Let’s consider a galaxy of size R with N identical stars of mass m . Because of the long range of gravity, each star may be thought to move under the effect of a smooth (coarse) potential generated by the other $N-1$ stars, provided that the effects produced by the nearest stars (also called slow “relaxation”) are negligible. The question then is: how far is the coarse grain potential from the fine grain one? The answer requires the evaluation of the importance of the encounters. Let’s calculate, to start with, the time $t_d$ between two direct collisions. The geometrical cross-section of a particle with radius $r_*$ is $\sigma_*=\pi r_*^2$; the corresponding mean free path is $\lambda=1/\left(n\sigma_* \right),$ with the number density of particles $n=3N/\left( 4\pi R^3\right).$ The characteristic time scale between two successive direct collisions of a particle is then:

$\displaystyle{t_d}=\frac{\lambda}{v}=\frac{4}{3} \left(\frac{R}{r_*} \right)^2\frac{t_\rm {cross}}{N},$

where the crossing time ( $t_{cross} = \frac{R}{v} \simeq 10^{8} yr$ for galaxies). In conclusion, direct collisions are extremely rare and have no effect in galaxy dynamics. [Repeat the calculations for the atmospheric gas, where the above treatment is more meaningful.]

### The relaxation of stellar systems

Let’s analyze the motion of a star in a galaxy by considering only the two-body weak interactions  $(|\delta v|/v\ll 1)$. Our purpose is to compute the time needed by the star to have its kinetic energy significantly altered by the interaction with all the other stars (i.e. $|\delta v|/v\simeq 1$). The problem can be seen as the sum of many two-body encounters with the geometry as in the figure. A test “fixed” star (blue) is approached, with an impact parameter $b$ by a field star moving along a straight trajectory with velocity $v$. The distance $b$ along the unperturbed path is the impact parameter.

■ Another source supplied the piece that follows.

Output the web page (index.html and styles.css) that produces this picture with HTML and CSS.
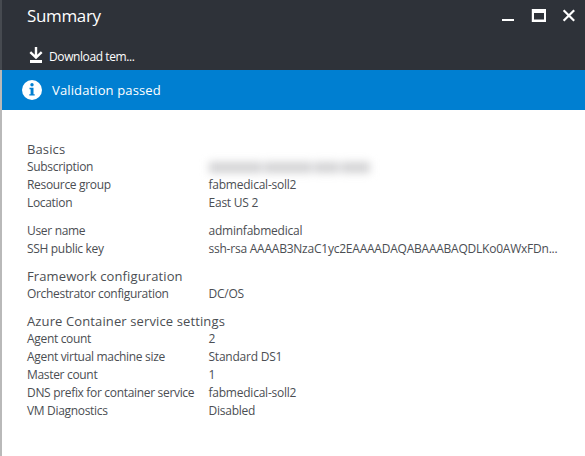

Under the assumption that the interaction is weak, only the tangential component of the force affects the trajectory of the approaching star.

### The relaxation of stellar systems

As we are considering weak interactions only, the deflection from a single encounter is small, and the only component of the force that affects the trajectory of the field star is:

$\displaystyle F_{\bot}=\frac{G m^{2}}{(b^{2}+x^{2})}\cos \theta =\frac{G m^{2}b}{(b^{2}+x^{2})^{3/2}}\sim\frac{G m^{2}}{b^{2}}\left[1+\left( \frac{vt}{b}\right)^{2}\right]^{-3/2}}$,

where $x=vt$ is the distance along the trajectory travelled by the particle with the velocity $v$ in the time $t$. By the Newton’s law : $m\dot{v}_{\bot}=F_{\bot}$, which implies:

$\displaystyle{ |\delta v_{\bot}|\sim\frac{Gm}{bv}\int_{+\infty}^{-\infty}(1+s^2)^{-3/2}ds= 2\frac{Gm}{bv}}$ ,

where $s=vt/b .$ Note that the variation of the tangential component of the velocity of the field star can be re-written as: $\displaystyle{ \vert\delta v_{\bot}\vert\sim2\frac{Gm}{b^2}\frac{b}{v}}$ , where the first term is the force at the minimum approaching distance (i.e. corresponding to the impact parameter $b$) and the second term is the time at the maximum approach.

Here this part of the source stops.